The star, located in the dwarf galaxy Sculptor some 290,000 light years away, has a similar chemical makeup to the Milky Way's oldest stars. Dwarf galaxies contain just a few billion stars whereas Milky Way sized galaxies host hundreds of billions of stars. Recent studies have questioned the relationship between dwarf galaxies and the Milky Way, but the new research supports the theory that the Milky Way went through a cannibalistic phase, gorging on dwarf galaxies to attain its mass.

“If you watched a time-lapse movie of our Galaxy, you would see a swarm of dwarf galaxies buzzing around it like bees around a beehive,” explains Anna Frebel of the Harvard-Smithsonian Center for Astrophysics, and lead author of the Nature paper reporting the finding . “Over time, those galaxies smashed together and mingled their stars to make one large galaxy – the Milky Way.”

The newly discovered red giant star S1020549 dominates this artist's conception. The primitive star contains 6,000 times less heavy elements than our Sun, indicating that it formed very early in the Universe's history. Located in the dwarf galaxy Sculptor some 290,000 light-years away, the star's presence supports the theory that our Galaxy underwent a "cannibal" phase, growing to its current size by swallowing dwarf galaxies and other galactic building blocks. Image: David A. Aguilar (CfA)

If this "bottom-up" model of galaxy formation is true, then the same kinds of stars should be found in both dwarf galaxies and the Milky Way. Old stars in the Milky Way's halo tend to be metal poor, that is, 100,000 times less metal-rich than the Sun (metals are chemical elements heavier than hydrogen or helium). Until now, surveys had failed to uncover any extremely metal-poor stars in dwarf galaxies, but it turns out that those surveys may have been biased in such a way that the surveys simply missed the most metal poor stars, even though they were there all along.

"It was a question of finding the right kind of star, and doing that required some new techniques," says Josh Simon, an astronomer at the Observatories of the Carnegie Institution. "Using earlier techniques, it was very difficult to recognize exactly which stars were the key ones to study."

The most accurate way to measure the composition of a star is to take a spectrum of it.
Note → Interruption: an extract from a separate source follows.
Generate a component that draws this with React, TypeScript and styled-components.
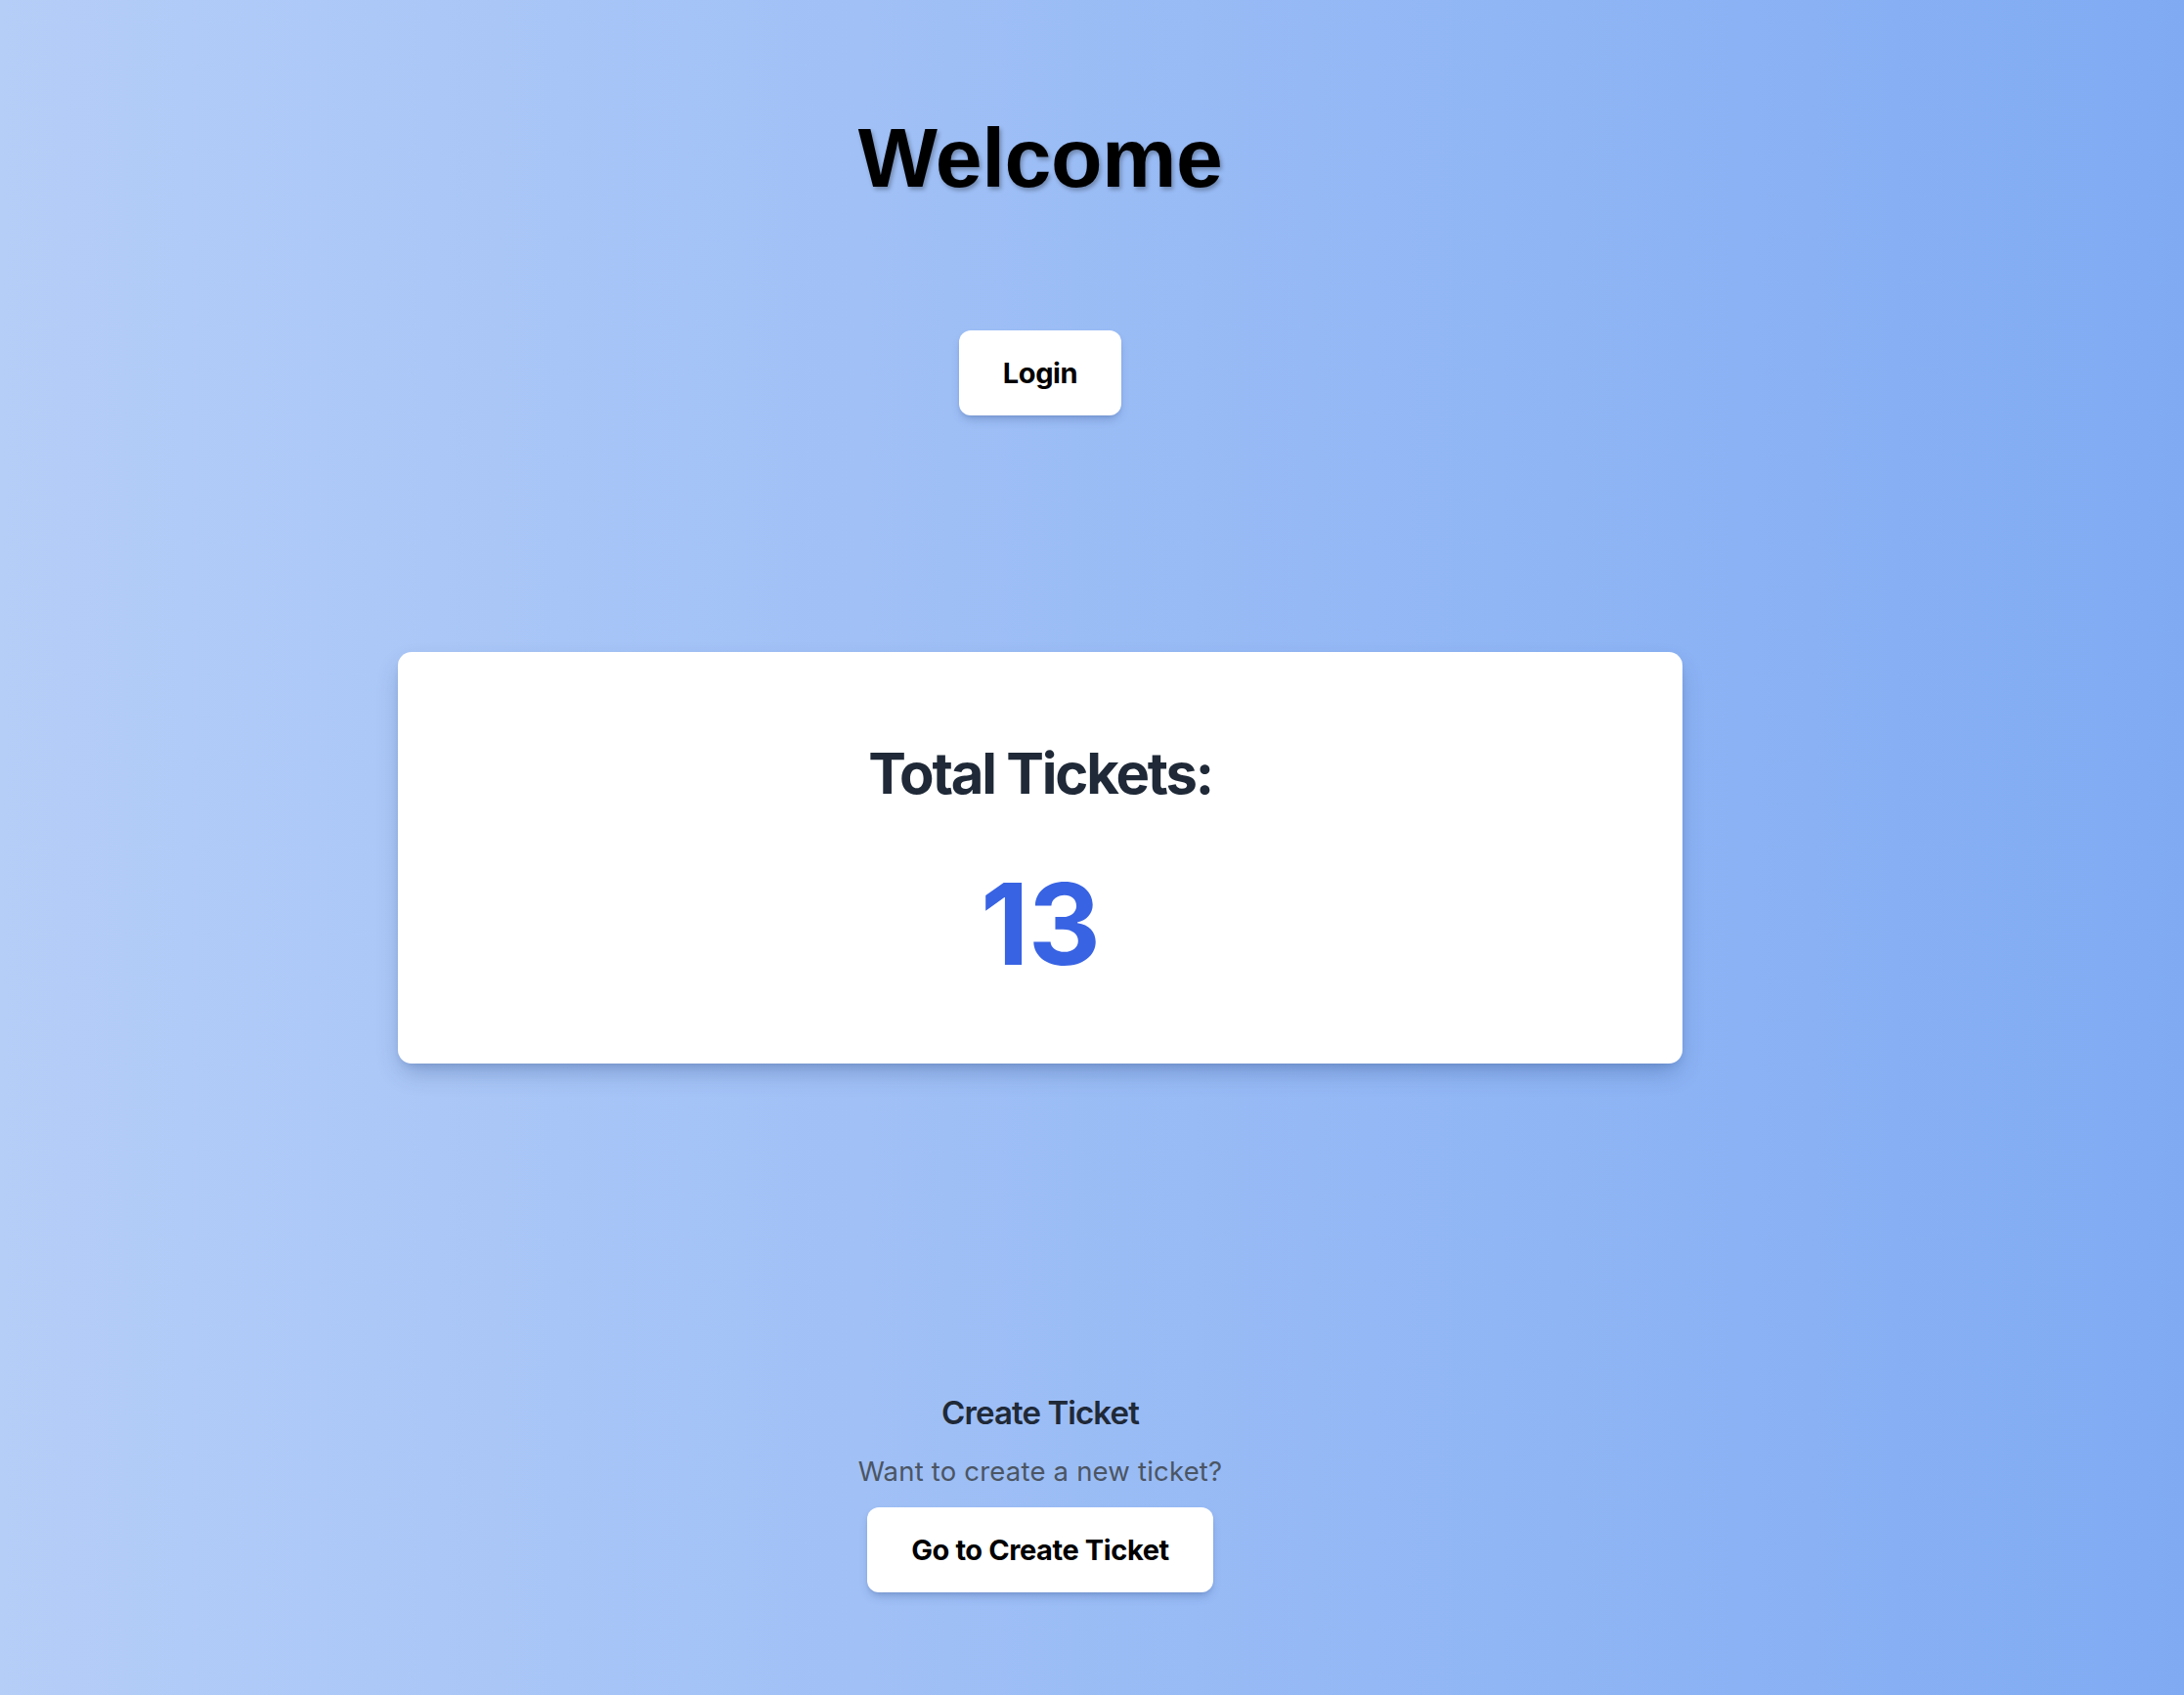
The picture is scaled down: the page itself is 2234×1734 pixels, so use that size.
import React from 'react';
import styled, { createGlobalStyle } from 'styled-components';

const GlobalStyle = createGlobalStyle`
    html, body {
        margin: 0;
        padding: 0;
    }

    body {
        font-family: Inter, "Noto Sans", sans-serif;
        background: linear-gradient(to right, #b5cef8, #80abf3);
        min-height: 100vh;
    }
`

const Page = styled.main`
    min-height: 1734px;
    box-sizing: border-box;
    padding: 118px 106px 0 0;
    display: flex;
    flex-direction: column;
    align-items: center;
`

const Title = styled.h1`
    margin: 0;
    font-family: "Liberation Sans", Arial, sans-serif;
    font-size: 86px;
    line-height: 1;
    font-weight: 700;
    letter-spacing: -0.5px;
    color: #000;
    text-shadow: 2px 3px 4px rgba(0, 0, 0, 0.28);
`

const Button = styled.button<{ $top: number }>`
    margin-top: ${props => props.$top}px;
    height: 87px;
    padding: 0 45px;
    display: flex;
    align-items: center;
    justify-content: center;
    border: none;
    border-radius: 12px;
    background: #fff;
    color: #000;
    font-family: Inter, sans-serif;
    font-size: 29px;
    font-weight: 700;
    letter-spacing: -0.4px;
    cursor: pointer;
    box-shadow: 0 6px 10px -2px rgba(30, 60, 120, 0.25), 0 2px 4px -2px rgba(30, 60, 120, 0.2);
`

const Card = styled.section`
    margin-top: 242px;
    width: 1314px;
    box-sizing: border-box;
    padding: 95px 0 85px;
    display: flex;
    flex-direction: column;
    align-items: center;
    gap: 68px;
    background: #fff;
    border-radius: 14px;
    box-shadow: 0 12px 24px -4px rgba(30, 60, 120, 0.3), 0 4px 8px -4px rgba(30, 60, 120, 0.2);
`

const CardTitle = styled.h2`
    margin: 0;
    font-size: 58px;
    line-height: 1;
    font-weight: 700;
    letter-spacing: -2.2px;
    color: #1f2937;
`

const Count = styled.div`
    font-size: 115px;
    line-height: 1;
    font-weight: 700;
    letter-spacing: -1px;
    color: #3863e3;
`

const CreateSection = styled.section`
    margin-top: 341px;
    display: flex;
    flex-direction: column;
    align-items: center;
`

const SectionTitle = styled.h3`
    margin: 0;
    font-size: 33px;
    line-height: 1;
    font-weight: 600;
    letter-spacing: -0.9px;
    color: #1f2937;
`

const SectionText = styled.p`
    margin: 30px 0 0;
    font-size: 27.5px;
    line-height: 1;
    letter-spacing: 0.2px;
    color: #4b5563;
`

export default function App() {
    const totalTickets = 13

    return (
        <>
            <GlobalStyle />
            <Page>
                <Title>Welcome</Title>
                <Button $top={134}>Login</Button>
                <Card>
                    <CardTitle>Total Tickets:</CardTitle>
                    <Count>{totalTickets}</Count>
                </Card>
                <CreateSection>
                    <SectionTitle>Create Ticket</SectionTitle>
                    <SectionText>Want to create a new ticket?</SectionText>
                    <Button $top={22}>Go to Create Ticket</Button>
                </CreateSection>
            </Page>
        </>
    )
}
The light of the star is dispersed into different colours, or wavelengths, and in certain places the intensity of the light of the star dips sharply. These locations are called absorption lines and are caused by a particular element in the star's atmosphere. Previous surveys had used the strongest absorption lines, representing calcium, to make assumptions about the metallicity of individual stars, but the new method estimates the metal abundances of large numbers of stars at once, based on the fainter iron absorption lines.

"Because the physics to convert iron line strengths to iron content is better understood than the physics to convert calcium line strengths to calcium or iron content, my measurements were more accurate than the calcium measurements, particularly for metal-poor stars," explains team member Evan Kirby who developed the new method. Looking in the Sculptor dwarf galaxy the team highlighted S1020549 as a metal poor star, finding it to have a metal abundance 6,000 times lower than the Sun, and five times lower than any other star found so far in a dwarf galaxy.
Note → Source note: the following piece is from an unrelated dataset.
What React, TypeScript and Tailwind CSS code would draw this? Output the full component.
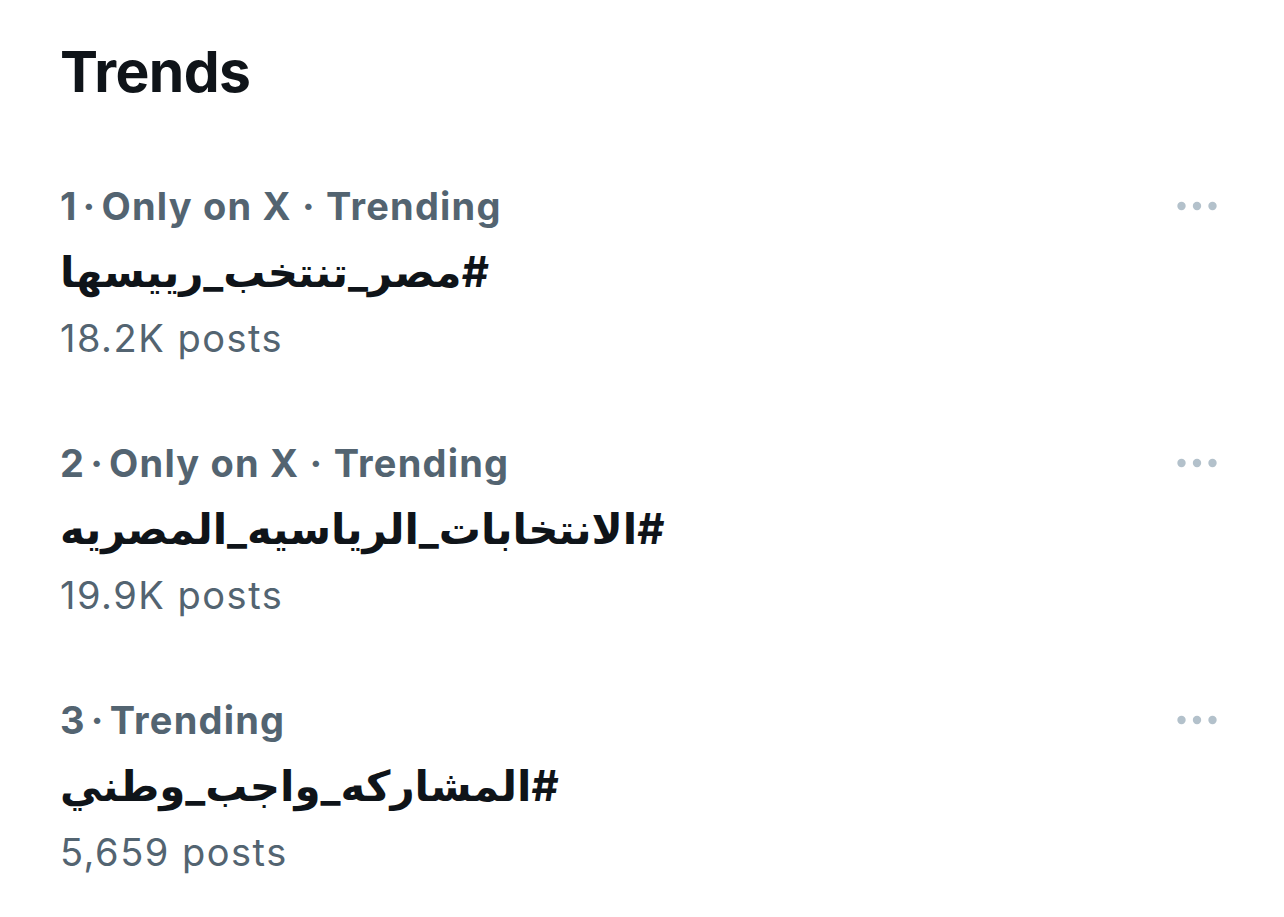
const trends = [
  { rank: 1, meta: "Only on X · Trending", tag: "#مصر_تنتخب_رييسها", posts: "18.2K posts" },
  { rank: 2, meta: "Only on X · Trending", tag: "#الانتخابات_الرياسيه_المصريه", posts: "19.9K posts" },
  { rank: 3, meta: "Trending", tag: "#المشاركه_واجب_وطني", posts: "5,659 posts" },
];

export default function App() {
  return (
    <div className="min-h-[917px] bg-white px-[60px] pt-[38px] font-['Inter','DejaVu_Sans',sans-serif]">
      {/* Header */}
      <h1 className="text-[57px] font-bold leading-[68px] tracking-[-0.6px] text-[#0f1419]">
        Trends
      </h1>

      <div className="mt-[77px] flex flex-col gap-[79px]">
        {trends.map((t) => (
          <TrendRow key={t.rank} {...t} />
        ))}
      </div>
    </div>
  );
}

/* ================= COMPONENT ================= */

function TrendRow({
  rank,
  meta,
  tag,
  posts,
}: {
  rank: number;
  meta: string;
  tag: string;
  posts: string;
}) {
  return (
    <div className="flex items-start justify-between">
      <div className="flex flex-col items-start">
        <div className="text-[38px] font-bold leading-[46px] tracking-[1.2px] text-[#536471]">
          {rank}
          <span className="mx-[5px]">·</span>
          {meta}
        </div>
        <div className="text-[42px] font-bold leading-[86px] text-[#0f1419]">
          <span dir="rtl">{tag}</span>
        </div>
        <div className="text-[38px] leading-[46px] tracking-[1.5px] text-[#536471]">{posts}</div>
      </div>

      <div className="mr-[7px] flex h-[46px] items-center">
        <svg width="40" height="10" viewBox="0 0 40 10">
          <circle cx="4.5" cy="5" r="4.2" fill="#b3c1cb" />
          <circle cx="20" cy="5" r="4.2" fill="#b3c1cb" />
          <circle cx="35.5" cy="5" r="4.2" fill="#b3c1cb" />
        </svg>
      </div>
    </div>
  );
}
"The technique of measuring iron from iron absorption lines was based on observations at the medium-resolution spectrograph DEIMOS at the Keck II telescope," says Kirby. "The follow-up high-resolution spectroscopy was necessary to measure the amount of elements other than iron. It was the details of these other elements that showed how closely S1020549 resembles stars of similar metallicity in the Milky Way halo." 
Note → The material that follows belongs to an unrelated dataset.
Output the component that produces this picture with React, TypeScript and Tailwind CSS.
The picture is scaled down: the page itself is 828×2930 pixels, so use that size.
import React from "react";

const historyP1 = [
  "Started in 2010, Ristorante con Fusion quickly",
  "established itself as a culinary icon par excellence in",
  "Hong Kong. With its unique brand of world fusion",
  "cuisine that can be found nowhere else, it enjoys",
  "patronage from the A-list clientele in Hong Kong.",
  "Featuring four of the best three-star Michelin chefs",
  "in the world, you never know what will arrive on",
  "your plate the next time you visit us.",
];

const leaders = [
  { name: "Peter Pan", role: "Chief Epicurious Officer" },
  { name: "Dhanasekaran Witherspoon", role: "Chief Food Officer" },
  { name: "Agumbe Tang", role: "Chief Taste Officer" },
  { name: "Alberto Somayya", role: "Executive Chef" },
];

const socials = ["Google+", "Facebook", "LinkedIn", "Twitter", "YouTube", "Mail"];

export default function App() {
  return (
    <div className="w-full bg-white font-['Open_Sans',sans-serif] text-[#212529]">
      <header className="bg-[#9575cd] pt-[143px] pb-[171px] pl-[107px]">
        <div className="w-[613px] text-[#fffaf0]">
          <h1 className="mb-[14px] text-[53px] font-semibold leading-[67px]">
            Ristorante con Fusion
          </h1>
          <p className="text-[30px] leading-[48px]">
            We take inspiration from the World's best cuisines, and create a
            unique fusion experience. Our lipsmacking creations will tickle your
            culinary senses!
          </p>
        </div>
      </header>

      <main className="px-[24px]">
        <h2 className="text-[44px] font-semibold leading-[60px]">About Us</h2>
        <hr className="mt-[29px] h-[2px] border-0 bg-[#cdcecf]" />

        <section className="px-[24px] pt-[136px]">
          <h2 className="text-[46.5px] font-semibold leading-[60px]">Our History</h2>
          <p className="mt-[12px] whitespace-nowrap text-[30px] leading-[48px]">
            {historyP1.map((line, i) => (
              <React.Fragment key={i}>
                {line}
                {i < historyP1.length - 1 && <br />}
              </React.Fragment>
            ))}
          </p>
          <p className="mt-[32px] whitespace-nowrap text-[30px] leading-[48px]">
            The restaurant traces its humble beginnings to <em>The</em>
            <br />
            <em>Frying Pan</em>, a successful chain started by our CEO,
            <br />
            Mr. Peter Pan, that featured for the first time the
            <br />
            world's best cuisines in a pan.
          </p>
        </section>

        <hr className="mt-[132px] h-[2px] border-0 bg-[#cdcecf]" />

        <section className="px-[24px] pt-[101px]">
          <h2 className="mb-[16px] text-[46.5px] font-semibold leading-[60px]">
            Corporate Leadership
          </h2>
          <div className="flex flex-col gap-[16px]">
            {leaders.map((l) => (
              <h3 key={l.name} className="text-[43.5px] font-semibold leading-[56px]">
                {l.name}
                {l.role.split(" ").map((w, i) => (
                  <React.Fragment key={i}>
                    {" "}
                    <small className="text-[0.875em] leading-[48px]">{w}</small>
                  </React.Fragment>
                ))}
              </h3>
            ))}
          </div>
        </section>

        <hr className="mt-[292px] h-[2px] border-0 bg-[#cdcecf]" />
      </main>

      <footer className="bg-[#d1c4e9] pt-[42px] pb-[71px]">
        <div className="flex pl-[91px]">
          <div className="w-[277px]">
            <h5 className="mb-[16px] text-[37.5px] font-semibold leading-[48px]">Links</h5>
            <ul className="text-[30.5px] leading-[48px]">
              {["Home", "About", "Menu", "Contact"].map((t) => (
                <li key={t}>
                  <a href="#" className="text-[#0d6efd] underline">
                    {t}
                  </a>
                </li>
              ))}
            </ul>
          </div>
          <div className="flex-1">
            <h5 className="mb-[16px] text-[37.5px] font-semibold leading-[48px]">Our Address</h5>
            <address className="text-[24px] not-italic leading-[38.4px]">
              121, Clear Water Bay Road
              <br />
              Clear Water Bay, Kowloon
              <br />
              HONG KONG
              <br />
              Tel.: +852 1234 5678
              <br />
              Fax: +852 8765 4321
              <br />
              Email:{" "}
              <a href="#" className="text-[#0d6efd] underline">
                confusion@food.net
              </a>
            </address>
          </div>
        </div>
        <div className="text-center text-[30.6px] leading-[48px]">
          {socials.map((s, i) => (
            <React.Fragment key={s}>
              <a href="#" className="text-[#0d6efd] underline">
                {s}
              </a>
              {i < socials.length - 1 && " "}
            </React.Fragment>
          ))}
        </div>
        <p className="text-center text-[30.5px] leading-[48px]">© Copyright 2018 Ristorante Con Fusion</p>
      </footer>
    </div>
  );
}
The team measured the abundances of magnesium, calcium and titanium to that of iron and found that the ratios resembled those of old Milky Way stars, lending the first observational support that these galactic stars originally formed in dwarf galaxies.

“The original idea that the halo of the Milky Way was formed by destroying a lot of dwarf galaxies does indeed appear to be correct,” says Simon.

Future observations of the stellar chemistries of faint, distant dwarf galaxy stars will be ideal for the next generation of telescopes, such as the proposed 24.5 metre Giant Magellan Telescope.